On this basis, I might as well throw in the towel, but I’m nowhere near ready to do that. The challenge for local news is to create a new range of products for audiences born digital and mobile. For too long we’ve been trying to find a market for the same products that we used to deliver in print, and that just won’t work. We can’t simply write that local council story the same way that we used to and hope that social media will be enough to market it. I’m really not sure that those incremental, process-based stories actually engage audiences. Instead, we need thematic stories and engagement opportunities that tackle big issues in sticky ways.

There will not be a single source of revenue that will replace the fat revenues that we used to earn from print. But I have the insane, audacious belief that I can come up with another business model with multiple lines of new revenue: Digital marketing services, events and social strategies that deeply engage local audiences and make money. As Jim Brady once said to me, there is no silver bullet to save local media, just a lot of shiny shrapnel.

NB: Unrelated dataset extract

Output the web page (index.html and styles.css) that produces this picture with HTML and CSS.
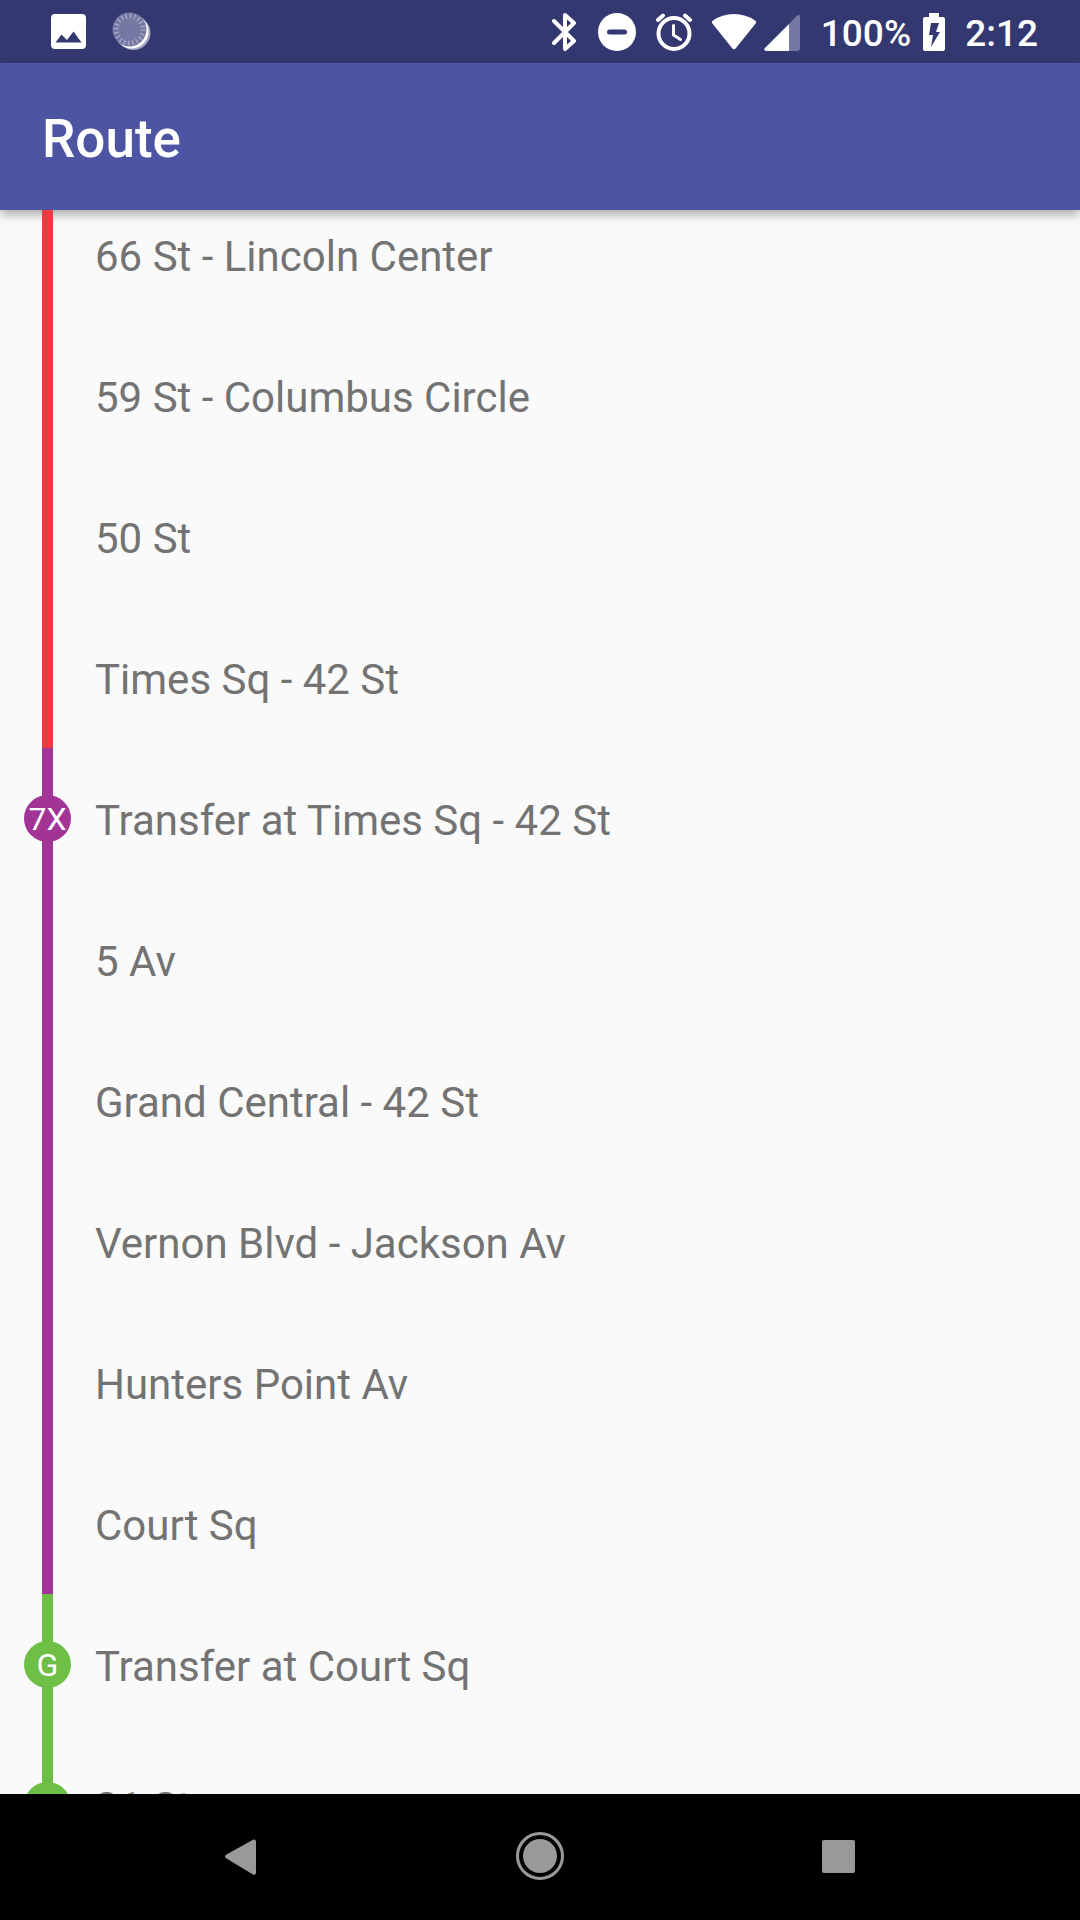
FILE: index.html
```html
<!doctype html>
<html lang="en">
    <head>
        <meta charset="UTF-8" />
        <meta name="viewport" content="width=device-width, initial-scale=1.0" />
        <title>Route</title>
        <link rel="stylesheet" href="styles.css">
    </head>
    <body>
        <div class="status-bar">
            <div class="notifications">
                <svg width="36" height="36" viewBox="0 0 36 36">
                    <path fill="#fff" fill-rule="evenodd" d="M4 0h27a4 4 0 0 1 4 4v27a4 4 0 0 1-4 4H4a4 4 0 0 1-4-4V4a4 4 0 0 1 4-4zM4.500 28.500h26L22.500 17.500 16 26 10.500 20.500z" />
                </svg>
                <svg width="40" height="40" viewBox="0 0 40 40">
                    <circle cx="21.500" cy="21" r="17" fill="#a3a4c3" />
                    <circle cx="19.500" cy="19.500" r="17" fill="#fff" />
                    <circle cx="17.500" cy="17.500" r="17" fill="#7678a4" />
                    <circle cx="17.500" cy="17.500" r="13.500" fill="none" stroke="#adaec9" stroke-width="5" stroke-dasharray="1.200 3.040" />
                </svg>
            </div>
            <div class="system">
                <svg class="bluetooth" width="24" height="38" viewBox="0 0 24 38">
                    <path fill="none" stroke="#fff" stroke-width="4" stroke-linecap="round" stroke-linejoin="round" d="M2 8l20 20-9 8V2l9 8L2 30" />
                </svg>
                <svg class="dnd" width="38" height="38" viewBox="0 0 38 38">
                    <circle cx="19" cy="19" r="19" fill="#fff" />
                    <path stroke="#333970" stroke-width="5" stroke-linecap="round" d="M11.500 19h15" />
                </svg>
                <svg class="alarm" width="38" height="38" viewBox="0 0 38 38">
                    <g fill="none" stroke="#fff" stroke-width="4" stroke-linecap="round">
                        <circle cx="19" cy="20.500" r="15.500" />
                        <path d="M3 7l5-4.500M35 7l-5-4.500" />
                        <path stroke-width="3" d="M18.500 12.500v9.500l7 4.500" />
                    </g>
                </svg>
                <svg class="wifi" width="46" height="38" viewBox="0 0 46 38">
                    <path fill="#fff" d="M1 10q-1-1.500 1-2.500Q11 1 23 1t21 6.500q2 1 1 2.500L25 35q-2 2.500-4 0z" />
                </svg>
                <svg class="signal" width="36" height="38" viewBox="0 0 36 38">
                    <path fill="#7678a4" d="M25 11l7.500-8q3.500-2.500 3.500 1V35q0 3-3 3h-8z" />
                    <path fill="#fff" d="M25 11v27H2q-3-1-1-3z" />
                </svg>
                <span class="percent">100%</span>
                <svg class="battery" width="22" height="38" viewBox="0 0 22 38">
                    <path fill="#fff" d="M6 0h10v4h4q2 0 2 2v30q0 2-2 2H2q-2 0-2-2V6q0-2 2-2h4z" />
                    <path fill="#333970" d="M8 10h8l-3 9h4L8 34l2-12H6z" />
                </svg>
                <span>2:12</span>
            </div>
        </div>
        <header class="app-bar">
            <h1>Route</h1>
        </header>
        <main class="content">
            <ul class="stops">
                <li class="stop red">66 St - Lincoln Center</li>
                <li class="stop red">59 St - Columbus Circle</li>
                <li class="stop red">50 St</li>
                <li class="stop red">Times Sq - 42 St</li>
                <li class="stop purple"><span class="bullet">7X</span>Transfer at Times Sq - 42 St</li>
                <li class="stop purple">5 Av</li>
                <li class="stop purple">Grand Central - 42 St</li>
                <li class="stop purple">Vernon Blvd - Jackson Av</li>
                <li class="stop purple">Hunters Point Av</li>
                <li class="stop purple">Court Sq</li>
                <li class="stop green"><span class="bullet">G</span>Transfer at Court Sq</li>
                <li class="stop green"><span class="bullet"></span>21 St</li>
            </ul>
        </main>
        <nav class="nav-bar">
            <button type="button" aria-label="Back">
                <svg width="48" height="48" viewBox="0 0 48 48">
                    <path fill="#999" d="M9.500 22.500L36 7.800q3-1 3 2V40.500q0 3-3 2L9.500 26.500q-3-2 0-4z" />
                </svg>
            </button>
            <button type="button" aria-label="Home">
                <svg width="48" height="48" viewBox="0 0 48 48">
                    <circle cx="24" cy="24" r="22.500" fill="none" stroke="#999" stroke-width="3" />
                    <circle cx="24" cy="24" r="17" fill="#999" />
                </svg>
            </button>
            <button type="button" aria-label="Recent apps">
                <svg width="48" height="48" viewBox="0 0 48 48">
                    <rect x="7" y="8" width="33" height="33" rx="2" fill="#999" />
                </svg>
            </button>
        </nav>
    </body>
</html>
```
FILE: styles.css
```css
* {
    box-sizing: border-box;
}
body {
    margin: 0;
    height: 100vh;
    display: flex;
    flex-direction: column;
    background-color: #fafafa;
    color: #737373;
    font-family: Roboto, sans-serif;
    font-size: 42px;
}
svg {
    display: block;
    flex-shrink: 0;
}
.status-bar {
    display: flex;
    justify-content: space-between;
    align-items: center;
    height: 63px;
    padding: 0 42px 0 51px;
    background-color: #333970;
    color: #fff;
    font-size: 37px;
    font-weight: 500;
    line-height: 44px;
}
.notifications,
.system {
    display: flex;
    align-items: center;
}
.notifications {
    gap: 25px;
}
.system span {
    padding-top: 4px;
}
.bluetooth {
    margin-right: 22px;
}
.dnd {
    margin-right: 19px;
}
.alarm {
    margin-right: 18px;
}
.wifi {
    margin-right: 7px;
}
.signal {
    margin-right: 21px;
}
.percent {
    margin-right: 12px;
}
.battery {
    margin-right: 20px;
}
.app-bar {
    position: relative;
    display: flex;
    align-items: center;
    height: 147px;
    padding: 4px 42px 0;
    background-color: #4d54a2;
    color: #fff;
    box-shadow: 0 4px 10px rgba(0, 0, 0, 0.35);
}
h1 {
    margin: 0;
    font-size: 53px;
    font-weight: 500;
}
.content {
    flex: 1;
    min-height: 0;
    overflow: hidden;
}
/* list is scrolled a little under the app bar */
.stops {
    margin: -26px 0 0;
    padding: 0;
    list-style: none;
}
.stop {
    position: relative;
    display: flex;
    align-items: center;
    height: 141px;
    padding: 4px 42px 0 95px;
}
.stop::before {
    content: "";
    position: absolute;
    top: 0;
    bottom: 0;
    left: 42px;
    width: 11px;
    background-color: var(--line);
}
.bullet {
    position: absolute;
    top: 47px;
    left: 24px;
    width: 47px;
    height: 47px;
    border-radius: 50%;
    background-color: var(--line);
    color: #fff;
    font-size: 32px;
    line-height: 49px;
    text-align: center;
}
.red {
    --line: #ee3b43;
}
.purple {
    --line: #a13494;
}
.green {
    --line: #6dbf45;
}
.nav-bar {
    display: flex;
    height: 126px;
    padding: 0 92px 2px;
    background-color: #000;
}
.nav-bar button {
    flex: 1;
    display: flex;
    justify-content: center;
    align-items: center;
    padding: 0;
    border: none;
    background: none;
}
```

As I did when I was at The Guardian, I’m using third party services, the duck tape and spit of the internet, to bring the cost of experimentation down as close to zero as possible. I’m relentlessly measuring what I do, and I’m ruthless and unsentimental about failure. Learn from things that work and things that don’t work. Learn fast rather than fail fast. And, when we hit on something that works, we’re going to scale as much as we possibly can.

And we in journalism need to get over our aversion to selling. We’re being outsold at every turn, and in order to survive, we need to sell the value of the public service we provide, sell so hard that it will make P.T. Barnum blush. This is an existential battle for attention, and we need to sell a vision of local journalism rooted in service to our communities. And I’m not going to pussyfoot around this, we need to get over our aversion to making some coin.

No, I don’t think that every journalist needs to be out there selling subscriptions and ads, but every journalist needs to realise that the battle for attention that we’re fighting. Every journalist needs to understand the business we’re in and how it is changing.

I know that this is a daunting challenge, but I’ve never shirked from a challenge. Bring it on.